大川内山の窯元が立ち並ぶ藩窯坂を過ぎ、山里の集落の道を程なく進むと、権現岳神社の一の鳥居に出合います。鳥居をくぐると、歴史を感じる趣のある風景が続き、社殿までの長い階段の参道が始まります。一の鳥居から少し進むと、「副島勇七」の供養塔が見えてきます。副島勇七は、伊万里焼の名陶工、そして優れた指導者として大川内山の陶工たちを育てた功労者でしたが、藩の役人と折り合いが悪くなり、大川内山から逃亡しました。副島勇七は、逃亡先の四国の愛媛で捕縛され、佐賀の嘉瀬にあった刑場で斬首されます。副島勇七から教えを受けた大川内の人々は、供養のために碑をたて、その功績を偲びました。佐賀藩の御用窯であるがゆえに、藩の役人と大川内山の陶工たちの軋轢は、かなり大きなものがあったのかもしれません。大川内の人々が副島勇七に同情する気持ちが感じられる供養塔です。

四の鳥居の近くにある水汲み場

「のど権現」とも呼ばれている権現岳神社

参道入口の近くにある二の鳥居と副島勇七の供養塔を過ぎると棚田のようなどこかなつかしい風景を見ながら階段を登ると自然とうまく調和した景観の三の鳥居が見えます。三の鳥居を過ぎると四の鳥居があります。この四の鳥居から木々が林立する急勾配の石段が続いており、権現岳神社の醍醐味を感じる参道となります。権現岳神社は通称「のど権現」と呼ばれているほどご利益があり、四の鳥居の近くには、のど地蔵があります。
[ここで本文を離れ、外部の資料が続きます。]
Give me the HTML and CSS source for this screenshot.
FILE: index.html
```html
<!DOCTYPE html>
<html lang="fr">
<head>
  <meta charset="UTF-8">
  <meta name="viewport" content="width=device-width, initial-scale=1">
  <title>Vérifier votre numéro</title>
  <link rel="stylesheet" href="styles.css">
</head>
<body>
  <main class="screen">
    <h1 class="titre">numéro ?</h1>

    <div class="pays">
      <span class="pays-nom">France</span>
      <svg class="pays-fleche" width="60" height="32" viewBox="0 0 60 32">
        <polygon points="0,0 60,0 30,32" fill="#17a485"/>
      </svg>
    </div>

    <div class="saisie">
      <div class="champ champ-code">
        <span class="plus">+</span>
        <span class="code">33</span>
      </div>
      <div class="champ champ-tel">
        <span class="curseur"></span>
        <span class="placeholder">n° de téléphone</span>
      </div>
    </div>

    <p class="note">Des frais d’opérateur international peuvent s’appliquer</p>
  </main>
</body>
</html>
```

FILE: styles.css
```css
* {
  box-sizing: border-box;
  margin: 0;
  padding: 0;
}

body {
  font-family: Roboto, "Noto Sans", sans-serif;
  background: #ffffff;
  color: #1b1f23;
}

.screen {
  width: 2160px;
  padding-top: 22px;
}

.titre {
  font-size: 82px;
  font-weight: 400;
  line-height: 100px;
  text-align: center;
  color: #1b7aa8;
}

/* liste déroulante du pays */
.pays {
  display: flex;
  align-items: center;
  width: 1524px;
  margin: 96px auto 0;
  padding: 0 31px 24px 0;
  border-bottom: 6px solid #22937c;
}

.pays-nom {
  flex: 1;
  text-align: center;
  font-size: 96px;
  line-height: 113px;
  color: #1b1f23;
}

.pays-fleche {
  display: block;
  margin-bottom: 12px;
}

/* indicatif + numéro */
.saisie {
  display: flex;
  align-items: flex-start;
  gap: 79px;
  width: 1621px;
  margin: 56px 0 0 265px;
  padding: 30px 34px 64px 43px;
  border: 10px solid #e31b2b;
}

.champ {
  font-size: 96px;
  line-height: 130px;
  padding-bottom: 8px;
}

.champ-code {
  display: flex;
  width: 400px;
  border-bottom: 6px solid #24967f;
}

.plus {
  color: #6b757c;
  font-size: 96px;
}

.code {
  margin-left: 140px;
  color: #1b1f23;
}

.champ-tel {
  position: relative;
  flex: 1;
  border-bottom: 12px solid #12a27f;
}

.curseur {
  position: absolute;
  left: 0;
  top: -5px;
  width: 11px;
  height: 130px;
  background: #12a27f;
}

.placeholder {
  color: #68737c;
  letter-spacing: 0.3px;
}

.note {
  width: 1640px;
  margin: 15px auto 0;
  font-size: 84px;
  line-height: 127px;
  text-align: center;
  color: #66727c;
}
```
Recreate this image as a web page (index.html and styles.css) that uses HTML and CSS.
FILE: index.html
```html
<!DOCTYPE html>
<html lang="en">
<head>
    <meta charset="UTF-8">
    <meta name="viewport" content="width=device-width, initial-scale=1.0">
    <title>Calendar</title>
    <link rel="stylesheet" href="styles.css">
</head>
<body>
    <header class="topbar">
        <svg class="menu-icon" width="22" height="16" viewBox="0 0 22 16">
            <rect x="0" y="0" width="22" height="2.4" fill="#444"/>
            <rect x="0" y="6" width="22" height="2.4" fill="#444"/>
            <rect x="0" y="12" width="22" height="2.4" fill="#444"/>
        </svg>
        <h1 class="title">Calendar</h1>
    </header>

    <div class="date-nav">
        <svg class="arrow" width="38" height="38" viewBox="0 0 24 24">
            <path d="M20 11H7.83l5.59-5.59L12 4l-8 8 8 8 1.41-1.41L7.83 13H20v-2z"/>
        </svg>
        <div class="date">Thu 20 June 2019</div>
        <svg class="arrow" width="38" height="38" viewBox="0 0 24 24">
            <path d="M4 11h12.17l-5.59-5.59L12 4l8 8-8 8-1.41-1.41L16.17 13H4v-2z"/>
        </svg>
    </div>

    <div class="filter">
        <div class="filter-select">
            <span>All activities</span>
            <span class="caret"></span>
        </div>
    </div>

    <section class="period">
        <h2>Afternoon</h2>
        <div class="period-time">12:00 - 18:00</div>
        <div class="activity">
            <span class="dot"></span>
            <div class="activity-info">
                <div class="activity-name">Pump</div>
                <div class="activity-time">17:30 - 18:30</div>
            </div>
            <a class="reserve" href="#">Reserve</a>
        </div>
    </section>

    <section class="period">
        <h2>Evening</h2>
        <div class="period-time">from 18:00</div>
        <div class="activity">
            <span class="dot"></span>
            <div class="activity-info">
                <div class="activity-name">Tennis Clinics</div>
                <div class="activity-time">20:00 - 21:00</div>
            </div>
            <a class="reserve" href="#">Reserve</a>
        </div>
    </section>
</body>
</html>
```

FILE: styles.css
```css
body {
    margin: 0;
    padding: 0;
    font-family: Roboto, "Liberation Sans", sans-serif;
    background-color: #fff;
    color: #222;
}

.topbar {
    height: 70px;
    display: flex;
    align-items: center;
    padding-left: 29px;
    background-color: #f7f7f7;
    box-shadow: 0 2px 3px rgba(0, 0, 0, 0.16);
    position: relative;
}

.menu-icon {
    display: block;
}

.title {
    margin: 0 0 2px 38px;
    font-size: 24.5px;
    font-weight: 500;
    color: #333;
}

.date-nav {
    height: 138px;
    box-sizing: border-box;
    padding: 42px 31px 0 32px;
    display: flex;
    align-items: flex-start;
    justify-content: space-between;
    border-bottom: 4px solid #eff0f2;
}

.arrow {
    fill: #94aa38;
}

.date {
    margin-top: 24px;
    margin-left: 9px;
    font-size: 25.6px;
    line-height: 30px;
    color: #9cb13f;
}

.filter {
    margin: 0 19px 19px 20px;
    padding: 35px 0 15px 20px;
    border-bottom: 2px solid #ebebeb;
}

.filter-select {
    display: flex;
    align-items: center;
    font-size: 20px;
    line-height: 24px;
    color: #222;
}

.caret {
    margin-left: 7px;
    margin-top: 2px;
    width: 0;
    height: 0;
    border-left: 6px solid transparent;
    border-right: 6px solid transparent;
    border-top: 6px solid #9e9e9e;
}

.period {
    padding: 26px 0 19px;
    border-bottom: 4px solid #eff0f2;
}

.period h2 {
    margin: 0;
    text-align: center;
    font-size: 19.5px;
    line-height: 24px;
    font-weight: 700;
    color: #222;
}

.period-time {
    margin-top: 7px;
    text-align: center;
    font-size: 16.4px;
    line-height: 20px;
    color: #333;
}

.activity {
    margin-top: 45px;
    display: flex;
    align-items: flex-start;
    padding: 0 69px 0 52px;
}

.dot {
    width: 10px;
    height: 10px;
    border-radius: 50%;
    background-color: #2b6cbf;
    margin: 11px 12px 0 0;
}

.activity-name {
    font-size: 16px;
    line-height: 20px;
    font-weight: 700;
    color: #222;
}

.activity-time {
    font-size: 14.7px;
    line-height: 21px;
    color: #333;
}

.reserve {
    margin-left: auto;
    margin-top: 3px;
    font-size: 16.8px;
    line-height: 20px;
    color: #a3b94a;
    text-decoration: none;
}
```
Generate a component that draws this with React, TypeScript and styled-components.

また、四の鳥居の横には水汲み場があり、毎日多くの人々が水汲みに訪れています。

岩をくり貫いた中にある拝殿

自然と調和した神々しい景観が展開する権現岳神社

急勾配が連続する四の鳥居から社殿までの参道は、周囲は立派な樹木で構成する森林地帯であり、新鮮な空気を腹一杯吸うことができます。森林の植物たちは季節によっていろいろな自然の情景を見せ、訪れる人の心を和ませます。そして樹齢約300年の杉の大木まで到達すると、権現岳神社の参道の行程は、いよいよ佳境に入ります。杉の大木から社殿までの最後の石段を登りきると、洞窟と社殿の神秘的な景観が目に入り、圧倒されます。権現岳神社の洞窟は、自然に出来たように見えますが、人の手によって手間暇かけて、神殿や拝殿の大きさに合わせるように、拡張がはかられました。拝殿は、東側寄棟造、西側入母屋造と凝った建築で、神殿は、千鳥破風付柿葺一間社流造です。このような社殿は、伊万里市内に現存する江戸時代の社殿建築のなかでも工夫を凝らした匠の技が光る建築物です。またくり貫かれた大きな岩が社殿とうまく調和し、権現岳神社ならではの神々しい景観が展開しています。

 

昔の人々が残した優しさを感じる権現岳神社

権現とは仏様が神道の神の形をとって現れたことを指す言葉で、神仏習合の歴史がある日本独特の形式であり、権現岳神社には、たくさんの神仏がいらっしゃいます。獅子や龍などのこまやかな彫刻が施された権現岳神社の社殿の向こう側には、素朴な摩崖仏があり、その先からは、伊万里湾まで見渡すことができます。古来より山伏の修験場となっていた権現岳神社の岩肌には数多くの野仏様があり、訪れる人を優しく迎えてくれます。断崖絶壁の岩をくり貫いた社殿のある権現岳神社には、秘境感と大きな岩がみせる迫力がありますけど、境内をゆっくり歩いてみると、昔の人々が抱いていた大らかな心も見える神社でもあります。権現岳神社にもう一度行ってみたいと思うのは、神社にある優しさに触れてみたいという気持ちからくるのかもしれません。皆さんも権現岳神社を訪れてみて、その素晴らしさを発見してみてはいかがでしょうか。